Powoli, nawet bardzo powoli, inteligentne zegarki zaczynają przypominać bardziej te klasyczne modele. Nic dziwnego. Klientów technologicznych łatwo przekonać do ich zakupu, a tych bardziej konserwatywnych już trudniej. Oni nadal wolą warianty tradycyjne, analogowe. Część smart watchy pozwala już na wgranie dowolnej tarczy, więc możemy zmieniać je jak „rękawiczki”. Czy to cyfrowe, jakieś kosmiczne i nietypowe, aż po te imitujące cyferblaty wskazówkowe. Wirtualna tarcza przekonuje niektórych jeśli gadżet ma przy okazji klasyczny kształt (np. okrągły wyświetlacz, nierdzewną stal i montaż eleganckiego paska). Projekt Time Machine z Indiegogo to model inteligentnego zegarka, który powinien zainteresować najbardziej wybrednych fanów klasyki.

Projektanci wpadli na pomysł, by przygotować „zwykły” smart watch ze zmodyfikowanym systemem Android, ale z możliwością „instalacji” tarczy, które normalnie znajdujemy w analogowych zegarkach. Rocznie powstaje tysiące nowych modeli i ciężko się zdecydować. Ten produkt ma to ułatwić, pozwalając na wyświetlanie znanych cyferblatów ze sprzedawanych już naręcznych czasomierzy. Są już aplikacje to projektowania własnych tarcz, ale startup chce to zrobić dużo lepiej. To jeden z wyraźniejszych kroków do zacierania się granicy między inteligentnymi, a analogowymi modelami, choć pewnym jest, że cyfrowe wersje nie są w stanie wyprzeć drogich, mechanicznych urządzeń, posiadających klasę, styl i duszę. Mogą im jednak bardzo zaszkodzić.

Ekranik ma być wykonany w technologii OLED o trzech wartstwach. Użytkownik ma móc sprawdzić na inteligentnym zegarku funkcje tego normalnego. To taki tryb demo w nowoczesnej formie w systemie Android dla zegarków. Autorzy chwalą się, że zmieszczą w ten sposób całe mnóstwo znanych marek i pozwolą testować urządzenia tradycyjne w wirtualnym świecie. Wspomniane warstwy mają oddawać większą głębię – np. wskazówek nad resztą wyświetlacza. Zegarki mają sięgać nawet do modeli z lat pięćdziesiątych, aż po te współczesne (stąd pewnie nazwa Wehikuł Czasu). Nie wiem w jaki sposób rozwiązana zostanie sprawa praw własności, ale projektanci zapewniają, że będziemy mogli zmieniać sobie tarcze w dowolny sposób – może producenci będą sprzedawać nam licencje?
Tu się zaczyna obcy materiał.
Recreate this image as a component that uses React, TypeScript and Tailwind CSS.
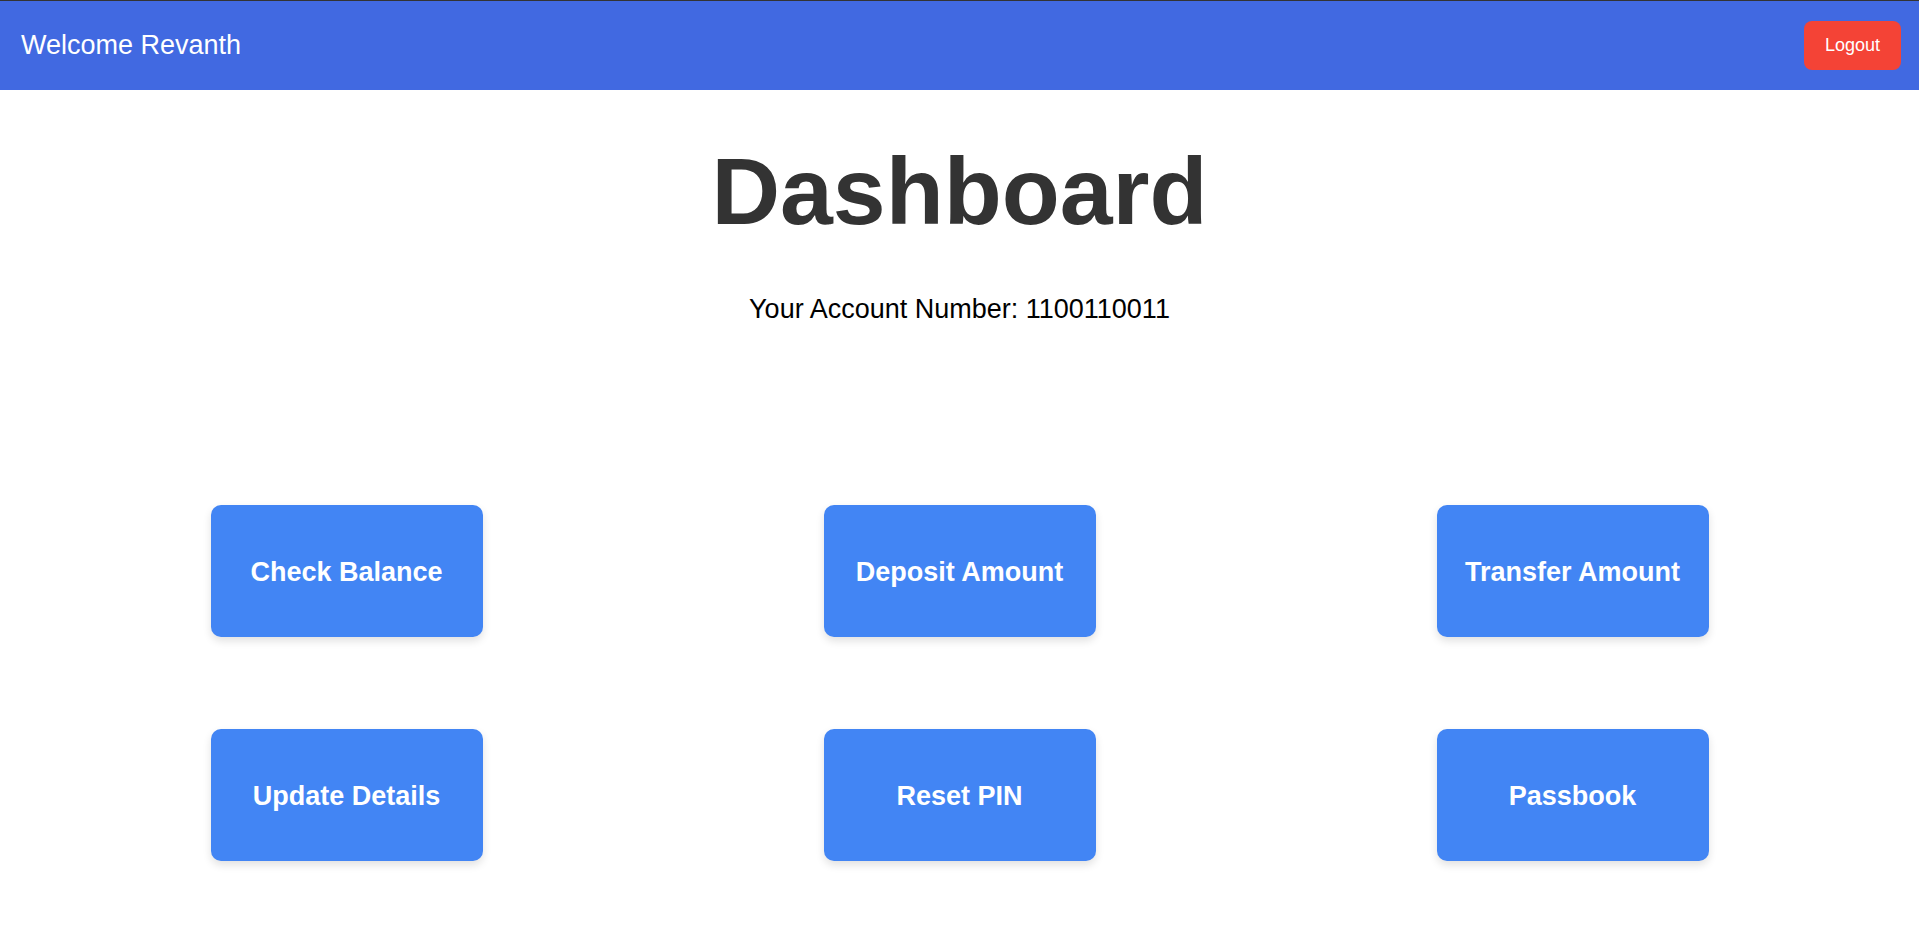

Jeśli chodzi o hardware to firma przedstawia już konkrety, choć gotowego wariantu jeszcze nie pokazuje. Ma mieć okrągły wyświetlacz, 8 GB na dane, Bluetooth 4.0 + Wi-Fi, procesor 800 mhz, zestaw czujników i być ogółem standardem pozwalającym na korzystanie ze zmodyfikowanego Androida. Naturalnie, wszystko z ofertą odpowiednich materiałów, wykończeń, no i przeróżnych pasków. Nie zabraknie kilku fizycznych przycisków i pokrętła. Wszystko ma pasować do charakteru premium, ale i analogowych (a na serio cyfrowych) tarcz. Jednym z bajerów ma być skaner kolorów aktualnie noszonego krawatu. Wszystko po to, by możliwe stało się dobranie koloru tarczy zegarka pod kolor ozdoby wiązanej pod szyją. Szkoda, że nie będzie to zegarek z systemem Android Wear.

Bardzo podoba mi się podejście i sam pomysł projektu. Może to pomost między tradycją a nowoczesnością? Wyobrażam sobie nawet próby licencjonowania starszych, nieprodukowanych już zegarków w wirtualnej formie. Dając im nowe życie.